De igual manera nos atraen sus entornos: la vida clandestina y los bajos fondos de cárceles, barriadas, desiertos, bodegas, comisarías y cuarteles militares. Incluso podríamos especular que el crimen organizado multiplica los elementos cautivadores de las historias criminales. No involucra a un solo criminal sino a muchos. No es una transgresión momentánea sino continua de la ley. Nos habla de impunidad que es el sueño que todos albergamos, pero también de chivos expiatorios.

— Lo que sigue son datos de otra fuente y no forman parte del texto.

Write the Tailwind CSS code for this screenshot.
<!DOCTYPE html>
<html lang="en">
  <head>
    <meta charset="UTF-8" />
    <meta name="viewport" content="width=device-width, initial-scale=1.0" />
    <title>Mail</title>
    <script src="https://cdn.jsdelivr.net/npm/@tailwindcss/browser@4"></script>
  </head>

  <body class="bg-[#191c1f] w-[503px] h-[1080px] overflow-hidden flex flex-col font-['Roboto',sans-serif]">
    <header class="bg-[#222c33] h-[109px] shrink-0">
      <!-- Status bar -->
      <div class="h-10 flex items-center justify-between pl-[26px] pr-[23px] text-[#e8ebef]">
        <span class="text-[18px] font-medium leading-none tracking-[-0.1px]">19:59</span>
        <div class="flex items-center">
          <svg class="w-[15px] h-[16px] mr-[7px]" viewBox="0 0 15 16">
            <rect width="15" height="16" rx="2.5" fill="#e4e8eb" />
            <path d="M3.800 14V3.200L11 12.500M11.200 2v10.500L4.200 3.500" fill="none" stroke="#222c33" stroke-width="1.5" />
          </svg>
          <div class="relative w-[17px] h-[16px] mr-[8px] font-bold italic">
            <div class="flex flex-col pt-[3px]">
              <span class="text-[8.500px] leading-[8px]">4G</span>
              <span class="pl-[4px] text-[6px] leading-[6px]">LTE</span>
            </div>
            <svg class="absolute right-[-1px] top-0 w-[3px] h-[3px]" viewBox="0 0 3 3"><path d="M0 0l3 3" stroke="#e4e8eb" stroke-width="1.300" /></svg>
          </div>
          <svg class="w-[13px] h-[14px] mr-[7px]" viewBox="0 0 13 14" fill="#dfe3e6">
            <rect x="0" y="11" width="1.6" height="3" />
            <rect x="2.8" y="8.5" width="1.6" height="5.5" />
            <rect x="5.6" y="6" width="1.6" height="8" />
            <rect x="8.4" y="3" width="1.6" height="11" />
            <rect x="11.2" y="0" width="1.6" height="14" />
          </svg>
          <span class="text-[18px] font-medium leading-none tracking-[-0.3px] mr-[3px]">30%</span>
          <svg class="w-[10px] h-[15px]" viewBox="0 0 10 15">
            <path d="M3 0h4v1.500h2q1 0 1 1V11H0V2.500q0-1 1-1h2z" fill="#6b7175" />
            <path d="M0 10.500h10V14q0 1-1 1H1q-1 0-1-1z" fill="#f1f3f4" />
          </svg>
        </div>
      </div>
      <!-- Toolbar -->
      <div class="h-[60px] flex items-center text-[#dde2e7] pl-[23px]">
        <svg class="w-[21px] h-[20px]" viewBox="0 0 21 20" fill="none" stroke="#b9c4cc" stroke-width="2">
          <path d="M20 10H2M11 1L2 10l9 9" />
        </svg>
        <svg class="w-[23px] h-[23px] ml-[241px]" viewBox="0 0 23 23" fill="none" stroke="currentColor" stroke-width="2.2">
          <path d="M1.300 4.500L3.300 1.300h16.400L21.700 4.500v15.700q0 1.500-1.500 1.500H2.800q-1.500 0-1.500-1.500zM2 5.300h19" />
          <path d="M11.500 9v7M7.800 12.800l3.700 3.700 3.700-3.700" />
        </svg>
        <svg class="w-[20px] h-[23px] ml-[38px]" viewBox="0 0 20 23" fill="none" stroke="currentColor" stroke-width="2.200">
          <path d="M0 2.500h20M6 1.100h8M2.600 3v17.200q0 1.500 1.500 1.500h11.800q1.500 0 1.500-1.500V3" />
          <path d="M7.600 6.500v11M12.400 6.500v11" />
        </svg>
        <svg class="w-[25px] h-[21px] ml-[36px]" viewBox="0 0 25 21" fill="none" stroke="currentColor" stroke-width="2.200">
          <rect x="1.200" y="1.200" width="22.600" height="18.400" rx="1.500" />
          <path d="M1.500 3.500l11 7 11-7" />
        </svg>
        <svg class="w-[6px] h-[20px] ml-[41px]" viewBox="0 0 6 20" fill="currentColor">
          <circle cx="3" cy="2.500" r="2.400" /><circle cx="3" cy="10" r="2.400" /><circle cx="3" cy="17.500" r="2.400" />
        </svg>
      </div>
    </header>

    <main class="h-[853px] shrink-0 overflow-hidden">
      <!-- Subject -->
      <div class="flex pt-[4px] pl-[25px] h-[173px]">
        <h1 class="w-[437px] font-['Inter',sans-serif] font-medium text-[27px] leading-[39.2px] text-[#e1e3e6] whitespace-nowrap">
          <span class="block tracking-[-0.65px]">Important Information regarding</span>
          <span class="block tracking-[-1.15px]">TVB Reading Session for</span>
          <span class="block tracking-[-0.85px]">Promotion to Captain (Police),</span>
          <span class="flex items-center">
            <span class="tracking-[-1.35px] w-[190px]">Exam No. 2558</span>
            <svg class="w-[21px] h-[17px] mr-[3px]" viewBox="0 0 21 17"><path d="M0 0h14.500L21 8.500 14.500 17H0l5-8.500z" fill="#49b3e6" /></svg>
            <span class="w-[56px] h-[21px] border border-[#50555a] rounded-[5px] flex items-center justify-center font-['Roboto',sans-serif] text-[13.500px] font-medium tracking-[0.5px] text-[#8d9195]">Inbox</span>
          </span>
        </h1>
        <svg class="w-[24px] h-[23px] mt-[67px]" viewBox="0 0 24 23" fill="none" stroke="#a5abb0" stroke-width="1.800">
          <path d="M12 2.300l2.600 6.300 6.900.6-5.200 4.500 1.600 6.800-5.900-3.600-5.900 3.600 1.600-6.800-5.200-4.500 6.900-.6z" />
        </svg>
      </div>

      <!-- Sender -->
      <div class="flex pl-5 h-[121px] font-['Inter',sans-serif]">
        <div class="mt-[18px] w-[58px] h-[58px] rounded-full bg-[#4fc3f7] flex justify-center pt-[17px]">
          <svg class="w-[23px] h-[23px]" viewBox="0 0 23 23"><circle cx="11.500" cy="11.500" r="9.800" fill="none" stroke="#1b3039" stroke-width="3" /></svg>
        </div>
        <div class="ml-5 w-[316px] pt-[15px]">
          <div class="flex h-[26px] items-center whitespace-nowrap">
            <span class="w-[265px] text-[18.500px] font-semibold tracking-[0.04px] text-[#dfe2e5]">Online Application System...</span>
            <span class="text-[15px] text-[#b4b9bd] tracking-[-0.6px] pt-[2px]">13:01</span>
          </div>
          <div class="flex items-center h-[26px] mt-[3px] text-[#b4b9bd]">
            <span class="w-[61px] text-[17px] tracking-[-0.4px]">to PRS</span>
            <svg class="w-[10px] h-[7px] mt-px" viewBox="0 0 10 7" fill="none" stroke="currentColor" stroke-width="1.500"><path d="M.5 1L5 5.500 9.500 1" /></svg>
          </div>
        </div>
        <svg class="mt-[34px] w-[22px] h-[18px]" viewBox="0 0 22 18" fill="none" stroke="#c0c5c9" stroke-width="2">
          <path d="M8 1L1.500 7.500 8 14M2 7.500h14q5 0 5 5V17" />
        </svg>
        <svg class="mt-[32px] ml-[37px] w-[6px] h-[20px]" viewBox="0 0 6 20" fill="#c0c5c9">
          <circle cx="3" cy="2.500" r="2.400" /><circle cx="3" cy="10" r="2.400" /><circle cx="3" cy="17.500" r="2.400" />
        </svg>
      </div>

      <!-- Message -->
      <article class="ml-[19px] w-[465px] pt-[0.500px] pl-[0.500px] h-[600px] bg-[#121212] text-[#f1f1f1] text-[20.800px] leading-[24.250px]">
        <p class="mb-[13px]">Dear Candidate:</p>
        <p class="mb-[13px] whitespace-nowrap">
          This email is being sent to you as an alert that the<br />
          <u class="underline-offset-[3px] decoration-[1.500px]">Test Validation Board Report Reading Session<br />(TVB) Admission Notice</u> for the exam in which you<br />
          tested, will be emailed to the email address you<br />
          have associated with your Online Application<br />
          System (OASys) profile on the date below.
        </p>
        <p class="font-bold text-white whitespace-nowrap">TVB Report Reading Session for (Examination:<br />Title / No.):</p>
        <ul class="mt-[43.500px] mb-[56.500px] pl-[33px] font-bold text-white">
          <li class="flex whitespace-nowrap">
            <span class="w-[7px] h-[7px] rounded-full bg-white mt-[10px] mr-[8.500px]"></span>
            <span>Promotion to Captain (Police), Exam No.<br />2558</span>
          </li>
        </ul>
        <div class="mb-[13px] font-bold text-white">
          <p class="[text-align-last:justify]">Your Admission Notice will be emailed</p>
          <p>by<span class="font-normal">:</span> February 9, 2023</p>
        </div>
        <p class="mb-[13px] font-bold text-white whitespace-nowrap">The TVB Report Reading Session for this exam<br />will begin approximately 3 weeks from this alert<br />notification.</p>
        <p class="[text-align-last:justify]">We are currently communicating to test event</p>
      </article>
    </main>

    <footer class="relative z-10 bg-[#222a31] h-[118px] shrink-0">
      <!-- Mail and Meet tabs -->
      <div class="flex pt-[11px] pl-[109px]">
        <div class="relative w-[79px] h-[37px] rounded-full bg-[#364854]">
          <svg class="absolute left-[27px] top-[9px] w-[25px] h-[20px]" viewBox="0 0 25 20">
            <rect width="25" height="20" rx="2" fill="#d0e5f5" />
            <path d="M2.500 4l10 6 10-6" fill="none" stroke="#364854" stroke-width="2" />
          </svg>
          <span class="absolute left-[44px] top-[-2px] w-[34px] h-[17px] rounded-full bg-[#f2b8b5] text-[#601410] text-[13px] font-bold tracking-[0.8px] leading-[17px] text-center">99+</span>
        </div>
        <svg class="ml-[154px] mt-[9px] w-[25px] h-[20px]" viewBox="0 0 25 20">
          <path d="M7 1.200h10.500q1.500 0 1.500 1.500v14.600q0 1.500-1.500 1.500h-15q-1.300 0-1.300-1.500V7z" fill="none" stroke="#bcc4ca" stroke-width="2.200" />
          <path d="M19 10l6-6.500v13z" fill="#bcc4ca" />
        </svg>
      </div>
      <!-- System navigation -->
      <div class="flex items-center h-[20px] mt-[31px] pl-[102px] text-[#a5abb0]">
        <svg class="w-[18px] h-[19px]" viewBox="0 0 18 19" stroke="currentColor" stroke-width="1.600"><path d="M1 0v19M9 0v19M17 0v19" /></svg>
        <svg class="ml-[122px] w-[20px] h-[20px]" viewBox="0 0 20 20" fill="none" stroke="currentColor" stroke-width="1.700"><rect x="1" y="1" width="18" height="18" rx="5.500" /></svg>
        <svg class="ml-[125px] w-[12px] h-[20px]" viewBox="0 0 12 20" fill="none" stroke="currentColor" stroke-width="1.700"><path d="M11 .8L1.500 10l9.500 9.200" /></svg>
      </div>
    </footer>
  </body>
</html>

Esto supone una vasta cantera de acciones y personajes, que se puede sentir, por un lado, en la temperatura volcánica de sus verbos: evadir, mentir, engañar, corromper, torturar, asesinar, secuestrar, extorsionar, espiar, perseguir, encarcelar, desaparecer; y por otro, en su repertorio de personajes: contrabandistas, sicarios, capos, lugartenientes, contadores, abogados, productores, narcomenudistas, policías uniformados, policías de investigación, policías infiltrados, marinos, soldados, líderes de unidad, comandantes, jueces, secretarios de la corte, políticos electos, víctimas y familiares. Las acciones y los agentes están forjados en el fuego de una violencia extrema. Esto se traduce en giros bruscos entre la vida y la muerte, entre la lealtad y la traición, entre la mentira y la verdad, entre la corrupción y la honorabilidad, entre la justicia y la impunidad. Si el drama es el arte de los extremos, ¿puede haber algo más extremo que el crimen organizado?

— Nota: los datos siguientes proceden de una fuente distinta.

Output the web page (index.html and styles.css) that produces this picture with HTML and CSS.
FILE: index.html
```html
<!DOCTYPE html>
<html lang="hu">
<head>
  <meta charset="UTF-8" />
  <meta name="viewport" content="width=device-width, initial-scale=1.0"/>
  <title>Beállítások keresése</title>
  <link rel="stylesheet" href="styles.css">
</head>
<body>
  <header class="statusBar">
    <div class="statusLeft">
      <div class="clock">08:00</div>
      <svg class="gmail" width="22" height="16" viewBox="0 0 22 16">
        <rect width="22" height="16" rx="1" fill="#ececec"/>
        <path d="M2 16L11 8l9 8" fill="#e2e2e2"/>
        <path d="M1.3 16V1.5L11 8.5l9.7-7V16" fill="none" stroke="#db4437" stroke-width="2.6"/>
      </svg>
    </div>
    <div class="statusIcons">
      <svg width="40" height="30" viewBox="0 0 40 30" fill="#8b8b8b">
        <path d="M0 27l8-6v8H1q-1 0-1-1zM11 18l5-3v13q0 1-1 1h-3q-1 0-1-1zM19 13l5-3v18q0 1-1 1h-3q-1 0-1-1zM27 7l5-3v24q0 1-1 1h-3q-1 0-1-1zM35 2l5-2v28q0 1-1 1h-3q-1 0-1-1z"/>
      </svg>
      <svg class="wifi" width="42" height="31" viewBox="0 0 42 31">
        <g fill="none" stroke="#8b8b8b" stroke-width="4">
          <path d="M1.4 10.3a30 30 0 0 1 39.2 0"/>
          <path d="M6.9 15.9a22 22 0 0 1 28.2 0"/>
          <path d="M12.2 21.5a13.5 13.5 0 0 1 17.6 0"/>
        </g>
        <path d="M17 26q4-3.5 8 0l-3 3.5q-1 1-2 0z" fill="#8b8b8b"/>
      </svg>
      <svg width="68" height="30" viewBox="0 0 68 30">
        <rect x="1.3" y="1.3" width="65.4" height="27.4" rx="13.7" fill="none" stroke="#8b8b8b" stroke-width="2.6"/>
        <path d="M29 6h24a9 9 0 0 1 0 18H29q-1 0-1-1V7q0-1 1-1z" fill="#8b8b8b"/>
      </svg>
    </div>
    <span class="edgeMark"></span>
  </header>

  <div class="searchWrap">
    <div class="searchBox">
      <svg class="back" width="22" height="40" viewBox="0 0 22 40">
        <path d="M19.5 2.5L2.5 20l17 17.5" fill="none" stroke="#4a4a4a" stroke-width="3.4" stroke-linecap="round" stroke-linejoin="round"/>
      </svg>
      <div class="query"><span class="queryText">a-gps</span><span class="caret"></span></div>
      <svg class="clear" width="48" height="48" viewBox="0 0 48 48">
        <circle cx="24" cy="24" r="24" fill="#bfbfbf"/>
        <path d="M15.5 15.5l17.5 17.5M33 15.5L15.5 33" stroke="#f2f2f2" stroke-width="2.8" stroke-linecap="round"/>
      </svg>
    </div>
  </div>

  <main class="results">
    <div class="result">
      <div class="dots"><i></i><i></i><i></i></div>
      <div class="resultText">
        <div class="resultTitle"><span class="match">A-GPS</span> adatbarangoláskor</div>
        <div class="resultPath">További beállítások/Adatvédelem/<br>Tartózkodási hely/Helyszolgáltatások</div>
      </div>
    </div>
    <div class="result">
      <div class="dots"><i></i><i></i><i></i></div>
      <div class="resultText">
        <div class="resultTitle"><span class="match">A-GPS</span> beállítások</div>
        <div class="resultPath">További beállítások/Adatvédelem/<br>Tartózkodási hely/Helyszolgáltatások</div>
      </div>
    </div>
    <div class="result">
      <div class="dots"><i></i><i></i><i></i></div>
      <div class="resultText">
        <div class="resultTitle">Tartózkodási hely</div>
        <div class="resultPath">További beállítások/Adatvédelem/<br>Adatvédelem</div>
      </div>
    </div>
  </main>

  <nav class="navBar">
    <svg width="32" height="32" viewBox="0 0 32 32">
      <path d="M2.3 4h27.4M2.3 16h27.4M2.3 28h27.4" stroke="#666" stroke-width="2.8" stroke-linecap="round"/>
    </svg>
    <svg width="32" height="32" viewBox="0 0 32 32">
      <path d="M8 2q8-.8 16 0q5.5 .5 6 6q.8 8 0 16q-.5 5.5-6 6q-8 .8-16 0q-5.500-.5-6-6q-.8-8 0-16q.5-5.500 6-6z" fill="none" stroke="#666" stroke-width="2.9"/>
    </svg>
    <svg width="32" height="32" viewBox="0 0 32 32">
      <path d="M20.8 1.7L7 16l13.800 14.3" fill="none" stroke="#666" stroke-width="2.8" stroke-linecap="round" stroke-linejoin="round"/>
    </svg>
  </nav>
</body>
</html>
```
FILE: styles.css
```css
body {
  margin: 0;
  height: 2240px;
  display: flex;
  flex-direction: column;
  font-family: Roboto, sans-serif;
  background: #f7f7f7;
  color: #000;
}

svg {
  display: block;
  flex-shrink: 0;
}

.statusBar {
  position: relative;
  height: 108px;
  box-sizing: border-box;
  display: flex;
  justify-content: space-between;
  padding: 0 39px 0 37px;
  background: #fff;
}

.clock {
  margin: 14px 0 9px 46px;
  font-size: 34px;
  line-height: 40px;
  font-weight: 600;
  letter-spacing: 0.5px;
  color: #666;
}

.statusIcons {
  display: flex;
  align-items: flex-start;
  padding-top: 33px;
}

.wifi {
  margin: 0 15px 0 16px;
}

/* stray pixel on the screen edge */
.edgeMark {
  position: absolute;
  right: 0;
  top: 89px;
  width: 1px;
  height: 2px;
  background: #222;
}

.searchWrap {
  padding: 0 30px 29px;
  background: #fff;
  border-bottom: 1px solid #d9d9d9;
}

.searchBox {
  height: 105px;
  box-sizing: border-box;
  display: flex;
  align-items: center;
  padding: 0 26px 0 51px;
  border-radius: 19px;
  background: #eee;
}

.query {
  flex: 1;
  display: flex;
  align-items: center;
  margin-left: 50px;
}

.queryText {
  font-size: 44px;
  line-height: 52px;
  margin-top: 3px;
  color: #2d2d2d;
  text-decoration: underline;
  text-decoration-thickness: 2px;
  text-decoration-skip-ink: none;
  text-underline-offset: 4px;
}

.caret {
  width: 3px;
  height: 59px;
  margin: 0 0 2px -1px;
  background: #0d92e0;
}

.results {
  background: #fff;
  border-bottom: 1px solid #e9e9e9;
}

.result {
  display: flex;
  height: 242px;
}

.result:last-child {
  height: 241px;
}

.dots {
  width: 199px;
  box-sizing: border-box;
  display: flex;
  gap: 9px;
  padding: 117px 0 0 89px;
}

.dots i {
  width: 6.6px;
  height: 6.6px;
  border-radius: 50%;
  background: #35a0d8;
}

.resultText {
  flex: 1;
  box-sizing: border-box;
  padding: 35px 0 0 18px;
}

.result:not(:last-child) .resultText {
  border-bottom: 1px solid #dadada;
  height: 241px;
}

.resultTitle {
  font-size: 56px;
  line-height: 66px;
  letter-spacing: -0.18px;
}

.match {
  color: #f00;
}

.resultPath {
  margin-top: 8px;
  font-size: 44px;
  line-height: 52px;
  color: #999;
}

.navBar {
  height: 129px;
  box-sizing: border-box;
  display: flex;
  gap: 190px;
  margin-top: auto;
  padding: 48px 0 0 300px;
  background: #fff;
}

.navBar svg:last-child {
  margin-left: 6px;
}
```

Esta "fascinación" contrasta con el dolor de las víctimas. Si ésta empuja a los espectadores a la banalidad de la nota roja, las víctimas y sus familiares se ven interpelados de la manera más violenta con preguntas sobre la justicia, el dolor y el sentido de la vida. Por eso puede ser peligroso mostrar las tramas y metáforas que articulan las narraciones documentales. Si seguimos hasta el extremo a algunos teóricos y narradores posmodernos, puede parecer que fenómenos tan patentes y dolorosos como el crimen organizado son una quimera de nuestra imaginación. Es un camino insultante frente a la realidad innegable que viven las familias de decenas de miles de muertos y de todos aquellos que sufren la extorsión, la intimidación y el secuestro. De hecho, desde que el presidente Felipe Calderón la planteara en forma de una guerra, la pregunta por el crimen organizado regresa una y otra vez para darnos una bofetada seca. Un alud de muertos y desaparecidos nutren las estadísticas de periodistas y analistas. Nuevas tragedias nos esperan entre las montañas de mariguana, armas y dinero decomisados. Cuando pensamos que hemos visto lo peor, una barbarie nueva nos sacude con su terror como en el caso de los estudiantes de Ayotzinapa. Por estos motivos hemos querido reunir en el Dossier trabajos que apuntan en el camino de un estudio interdisciplinario. Son sólo eso: primeros pasos, inciertos y provisionales, en un amplio y complejo territorio aún por explorar.